オリンピックの精神とは、その生みの親であるピエール・ド・クーベルタンが提唱した、「スポーツを通して心身を向上させ、さらには文化・国籍など様々な差異を超え、友情、連帯感、フェアプレーの精神をもって理解し合うことで、平和でよりよい世界の実現に貢献する」というオリンピズムであり、それは、オリンピック憲章にも謳われている。

この精神に基づいて、国際オリンピック委員会が設置されている。オリンピック憲章には、国際オリンピック委員会の使命として、世界中で「オリンピズム」を推進することと、オリンピック・ムーブメントを主導することと定められている。

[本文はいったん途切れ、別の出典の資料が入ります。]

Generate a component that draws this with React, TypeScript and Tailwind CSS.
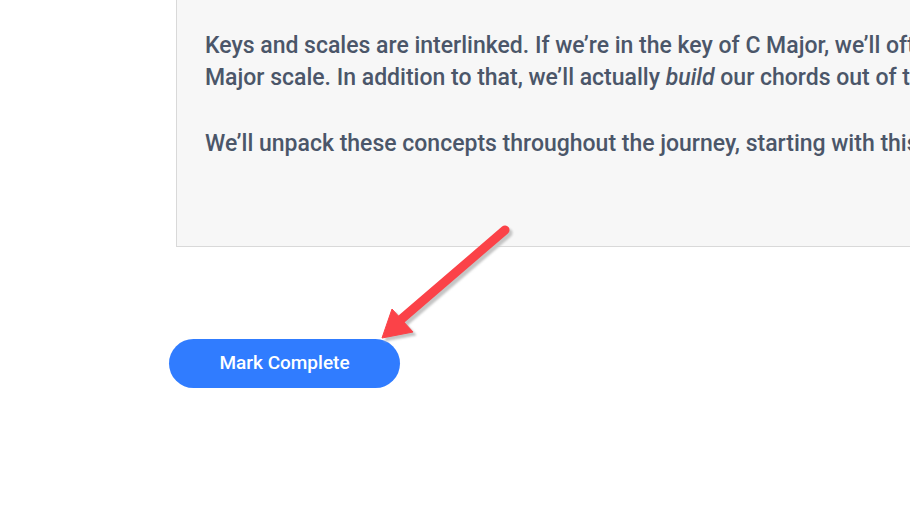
import React from 'react';

function Arrow() {
  return (
    <svg className="pointer-events-none absolute left-0 top-0" width="910" height="511" viewBox="0 0 910 511">
      <defs>
        <filter id="soft" x="-20%" y="-20%" width="140%" height="140%">
          <feGaussianBlur stdDeviation="1" />
        </filter>
      </defs>
      {/* shadow */}
      <g transform="translate(3 3)" fill="#c4c4c4" stroke="#c4c4c4" filter="url(#soft)">
        <line x1="505" y1="230" x2="398" y2="322" strokeWidth="9" strokeLinecap="round" />
        <polygon points="382,338 392,309 413,332" strokeWidth="1" />
      </g>
      <g fill="#fb4248" stroke="#fb4248">
        <line x1="505" y1="230" x2="398" y2="322" strokeWidth="9" strokeLinecap="round" />
        <polygon points="382,338 392,309 413,332" strokeWidth="1" strokeLinejoin="round" />
      </g>
    </svg>
  );
}

export default function App() {
  return (
    <div className="relative h-[511px] w-[910px] overflow-hidden bg-white font-['Roboto',sans-serif]">
      <div className="pl-[176px]">
        <div className="w-[900px] border-b border-l border-[#d9d9d9] bg-[#f7f7f7] pb-[86px] pl-[28px] pt-[30px] text-[23px] font-medium leading-[32px] text-[#4b5669]">
          <p className="whitespace-nowrap">
            Keys and scales are interlinked. If we’re in the key of C Major, we’ll often use the notes of the C
            <br />
            Major scale. In addition to that, we’ll actually <em>build</em> our chords out of the notes in the scale.
          </p>
          <p className="mt-[34px] whitespace-nowrap">
            We’ll unpack these concepts throughout the journey, starting with this lesson.
          </p>
        </div>
      </div>
      <div className="pl-[169px] pt-[92px]">
        <button
          type="button"
          className="flex h-[49px] w-[231px] items-center justify-center rounded-full bg-[#307cff] text-[19px] font-medium text-white"
        >
          Mark Complete
        </button>
      </div>
      <Arrow />
    </div>
  );
}
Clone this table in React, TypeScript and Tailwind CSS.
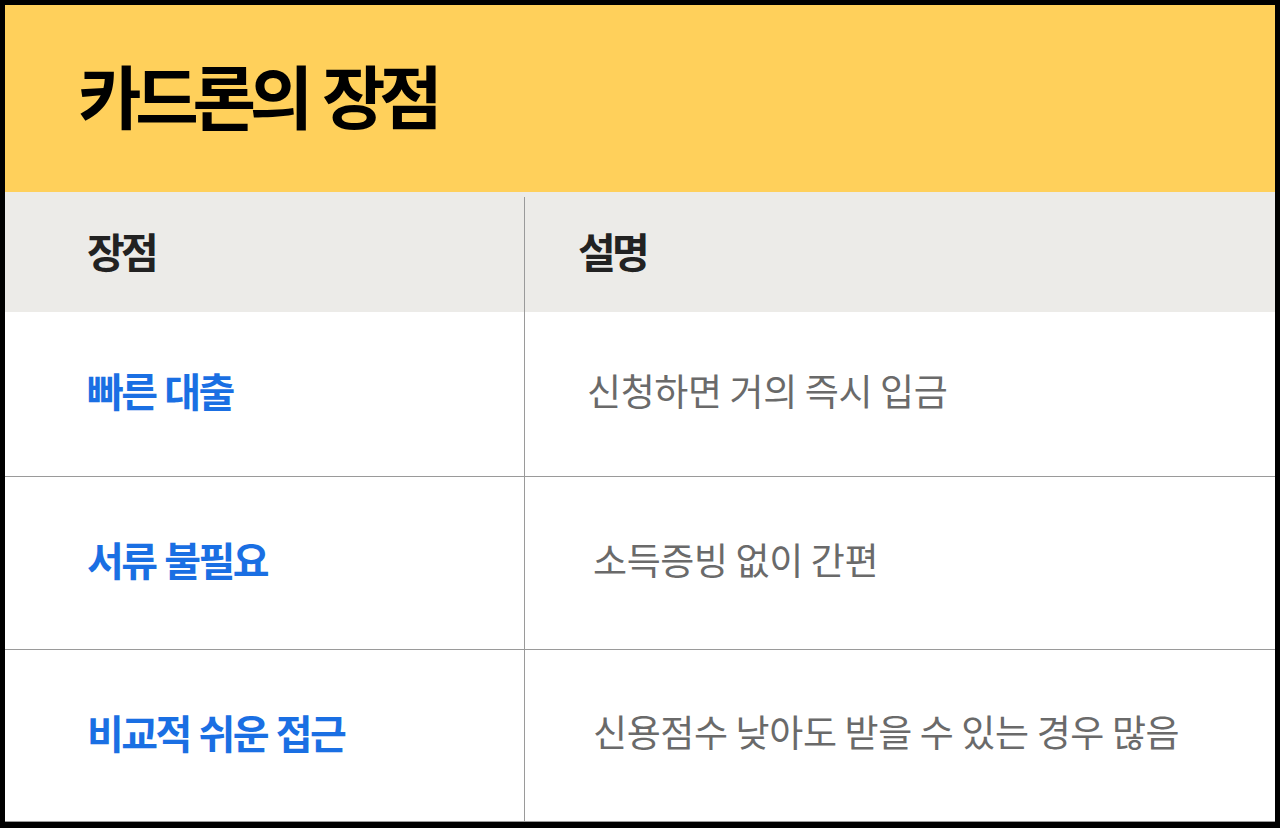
const FONT = '"Noto Sans CJK KR", "Noto Sans", sans-serif';

const ROWS = [
  { title: '빠른 대출', desc: '신청하면 거의 즉시 입금', h: 'h-[165px]', pad: 'pl-[62px]' },
  { title: '서류 불필요', desc: '소득증빙 없이 간편', h: 'h-[173px]', pad: 'pl-[68px]' },
  { title: '비교적 쉬운 접근', desc: '신용점수 낮아도 받을 수 있는 경우 많음', h: 'h-[172px]', pad: 'pl-[68px]' },
];

export default function App() {
  return (
    <div
      className="w-[1280px] h-[828px] bg-black pt-[5px] px-[5px] pb-[6px]"
      style={{ fontFamily: FONT }}
    >
      <div className="h-full flex flex-col bg-white">
        {/* title bar */}
        <div className="h-[187px] bg-[#ffd05b] flex items-center pl-[73px] pb-[8px]">
          <h1 className="text-[69px] font-bold text-black tracking-[-0.09em] [word-spacing:0.08em] leading-none">
            카드론의 장점
          </h1>
        </div>

        {/* table head */}
        <div className="h-[120px] flex bg-[#ecebe8]">
          <div className="w-[519px] flex items-center pl-[82px] pb-[4px]">
            <span className="text-[41px] font-bold text-[#222] tracking-[-0.09em] leading-none">장점</span>
          </div>
          <div className="w-px mt-[5px] bg-[#9a9a9a]" />
          <div className="flex-1 flex items-center pl-[53px] pb-[4px]">
            <span className="text-[41px] font-bold text-[#222] tracking-[-0.09em] leading-none">설명</span>
          </div>
        </div>

        {/* rows */}
        {ROWS.map((row) => (
          <div key={row.title} className={`${row.h} flex border-b border-[#9a9a9a]`}>
            <div className="w-[520px] flex items-center pl-[82px] pb-[8px] border-r border-[#9a9a9a]">
              <span className="text-[40px] font-semibold text-[#1a6fe3] tracking-[-0.065em] [word-spacing:0.06em] leading-none">
                {row.title}
              </span>
            </div>
            <div className={`flex-1 flex items-center pb-[8px] ${row.pad}`}>
              <span className="text-[37px] text-[#6a6a6a] tracking-[-0.01em] leading-none">
                {row.desc}
              </span>
            </div>
          </div>
        ))}
      </div>
    </div>
  );
}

従って、「オリンピズム」を否定する行為を野放しにすることは、国際オリンピック委員会の使命の放棄であり、自己否定することを意味してる。だから、今回の韓国のような行動は、理念のレベルからは絶対に受け入れることはできない筈。

日本はここを軽く指摘するだけで十分。

先頃、引退した、元陸上選手の為末大氏は、今回の問題について、韓国選手が攻撃したのは日本ではなく、「オリンピックの精神自体」であり、日本として抗議するのは得策ではなく、「もう一つ次元が上の目線から、オリンピズムの本質を諭すようにIOCに意見を出すべきだ。島の問題ではなく、世界中が大切にしているものを貶めた問題として扱うべきだと思う…IOCは結局何を大事にしているのか。それが試されている」と述べているけれど、全くそのとおり。理念を抑えることが大事。

この問題を「戦略の階層」の観点から見てみると、「オリンピックの精神」は、戦略の階層の最上位にあたる「世界観」になると思われる。現実にオリンピックの精神に則って、各種組織があり、オリンピックが運営されている。オリンピックの細々とした規定なんぞは、戦略の階層ではずっと下位の戦術だとか作戦のレベル。

だから、最上位の世界観さえきちっと抑えれば、それで十分。韓国は、故意ではなかっただとか、観客が投げ入れたのを拾っただけだとか、日本のユニフォームが問題だとか、色々言い訳しているのだけれど、それは戦略の階層でいう、技術や戦術レベルでごちゃごちゃやっているだけに過ぎない。自分達がオリンピックの「世界観」を否定してしまった事実は変わらない。

日本オリンピック委員会(JOC)の福田富昭副会長は「みんなが地元の問題を持ち込んだら、会場はプラカード だらけになっちゃうでしょ」と述べているけれど、オリンピックの「世界観」を理解していないと言えない台詞。

個人かチームか分からないけれど、今回の問題で、韓国には何らかの処分が下される。韓国サッカー界は、結局は自爆の道を選んだのではないかという気がしてならない。